Desafios para o desenvolvimento da Região Nordeste

O Nordeste brasileiro reúne muitas riquezas culturais e econômicas, mas enfrenta desigualdades históricas. Desenvolver a região exige planejamento estrutural, inovação produtiva e políticas públicas consistentes com foco na inclusão social

 

O Nordeste brasileiro possui grande diversidade cultural, histórica e econômica, mas ainda enfrenta desafios estruturais para seu desenvolvimento. Entre os principais entraves estão a desigualdade social, a necessidade de maior dinamização econômica, a urbanização desordenada, a falta de infraestrutura adequada e os altos índices de violência.
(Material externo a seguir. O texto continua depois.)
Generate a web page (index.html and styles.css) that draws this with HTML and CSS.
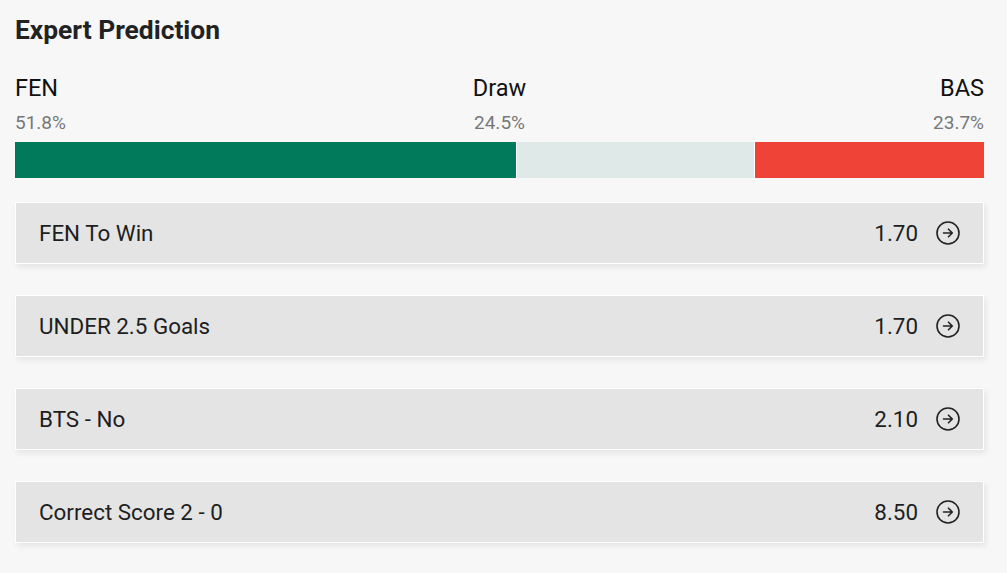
FILE: index.html
```html
<!DOCTYPE html>
<html lang="en">
<head>
<meta charset="utf-8">
<title>Expert Prediction</title>
<link rel="stylesheet" href="styles.css">
</head>
<body>
<main class="prediction">
  <h2 class="title">Expert Prediction</h2>
  <div class="outcomes">
    <div class="outcome outcome-home">
      <span class="team">FEN</span>
      <span class="pct">51.8%</span>
    </div>
    <div class="outcome outcome-draw">
      <span class="team">Draw</span>
      <span class="pct">24.5%</span>
    </div>
    <div class="outcome outcome-away">
      <span class="team">BAS</span>
      <span class="pct">23.7%</span>
    </div>
  </div>
  <div class="bar">
    <div class="seg seg-home" style="flex: 51.8"></div>
    <div class="seg seg-draw" style="flex: 24.5"></div>
    <div class="seg seg-away" style="flex: 23.7"></div>
  </div>
  <ul class="tips">
    <li class="tip"><span class="tip-name">FEN To Win</span><span class="tip-odds">1.70</span><svg class="tip-icon" viewBox="0 0 24 24" aria-hidden="true"><circle cx="12" cy="12" r="11"/><path d="M7.5 12h8.5M12.5 8.2 16.3 12l-3.8 3.8"/></svg></li>
    <li class="tip"><span class="tip-name">UNDER 2.5 Goals</span><span class="tip-odds">1.70</span><svg class="tip-icon" viewBox="0 0 24 24" aria-hidden="true"><circle cx="12" cy="12" r="11"/><path d="M7.5 12h8.5M12.5 8.2 16.3 12l-3.8 3.8"/></svg></li>
    <li class="tip"><span class="tip-name">BTS - No</span><span class="tip-odds">2.10</span><svg class="tip-icon" viewBox="0 0 24 24" aria-hidden="true"><circle cx="12" cy="12" r="11"/><path d="M7.5 12h8.5M12.5 8.2 16.3 12l-3.8 3.8"/></svg></li>
    <li class="tip"><span class="tip-name">Correct Score 2 - 0</span><span class="tip-odds">8.50</span><svg class="tip-icon" viewBox="0 0 24 24" aria-hidden="true"><circle cx="12" cy="12" r="11"/><path d="M7.5 12h8.5M12.5 8.2 16.3 12l-3.8 3.8"/></svg></li>
  </ul>
</main>
</body>
</html>
```
FILE: styles.css
```css
html, body {
  margin: 0;
  background: #f7f7f7;
}

body {
  font-family: Roboto, "Liberation Sans", Arial, sans-serif;
  color: #222;
}

.prediction {
  padding: 15px 23px 30px 15px;
}

.title {
  margin: 0;
  font-size: 26.4px;
  line-height: 30px;
  font-weight: 700;
  color: #222;
}

.outcomes {
  display: grid;
  grid-template-columns: 1fr auto 1fr;
  margin-top: 29px;
}

.outcome {
  display: flex;
  flex-direction: column;
}

.outcome-draw {
  align-items: center;
}

.outcome-away {
  align-items: flex-end;
}

.team {
  font-size: 23.5px;
  line-height: 28px;
  color: #111;
}

.pct {
  margin-top: 10px;
  font-size: 19px;
  line-height: 22px;
  color: #777;
}

.bar {
  display: flex;
  gap: 1px;
  height: 36px;
  margin-top: 8px;
  background: #fff;
}

.seg-home { background: #007a5b; }
.seg-draw { background: #dfeae8; }
.seg-away { background: #ee4336; }

.tips {
  list-style: none;
  margin: 24px 0 0;
  padding: 0;
  display: flex;
  flex-direction: column;
  gap: 31px;
}

.tip {
  display: flex;
  align-items: center;
  height: 60px;
  padding: 0 23px 0 23px;
  background: #e4e4e4;
  border: 1px solid #fff;
  box-shadow: 2px 3px 6px rgba(0, 0, 0, 0.08);
  font-size: 22.4px;
  color: #1e1e1e;
}

.tip-name {
  flex: 1;
}

.tip-odds {
  margin-right: 18px;
}

.tip-icon {
  width: 24px;
  height: 24px;
  fill: none;
  stroke: #222;
  stroke-width: 1.6;
  stroke-linecap: round;
  stroke-linejoin: round;
}
```
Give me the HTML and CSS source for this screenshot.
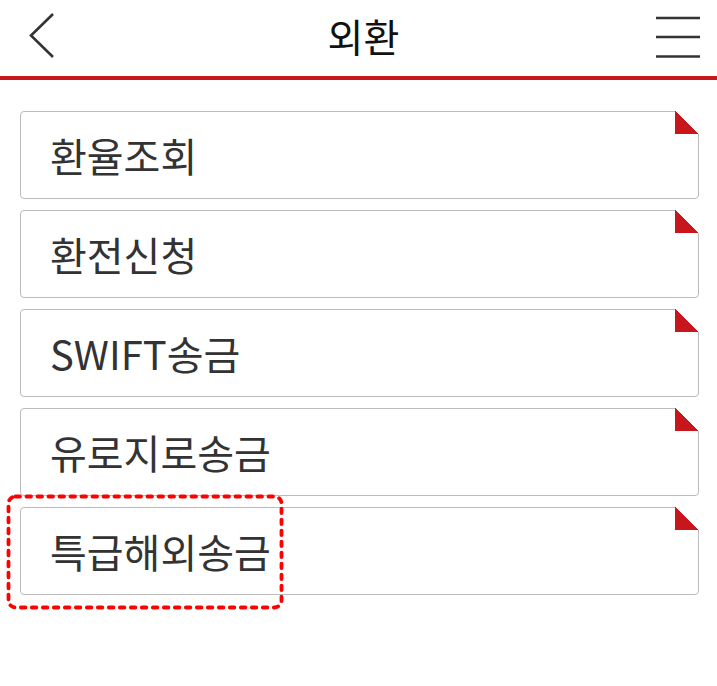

A partir de contribuições de autores como Gunnar Myrdal, François Perroux, Albert Hirschman, Raúl Prebisch, Celso Furtado e, mais recentemente, Milton Santos, Bertha Becker e Tania Bacelar, o governo brasileiro implementou diversas iniciativas para mitigar as disparidades de oportunidades entre as suas regiões. Marco importante desse processo foi a criação da Superintendência de Desenvolvimento do Nordeste (SUDENE), em 1959. Diante de desafios como a seca, a baixa produtividade agrícola e uma economia pouco diversificada, a SUDENE promoveu a modernização da agricultura e a industrialização do Nordeste, oferecendo incentivos fiscais e financeiros para atrair investimentos e diversificar a base econômica local. 

Também merecem destaque a criação: do Banco do Nordeste, em 1952; do Fundo Constitucional de Financiamento para a Região Nordeste (FNE), em 1988; do Fundo de Desenvolvimento do Nordeste (FNDE), em 2001; do Consórcio Interestadual de Desenvolvimento do Nordeste, em 2019; e do Plano Regional de Desenvolvimento do Nordeste (PRDA), cuja versão mais recente foi divulgada em 2024. Tais instituições e instrumentos mobilizam e articulam políticas, programas e ações que visam contribuir para o desenvolvimento da região.  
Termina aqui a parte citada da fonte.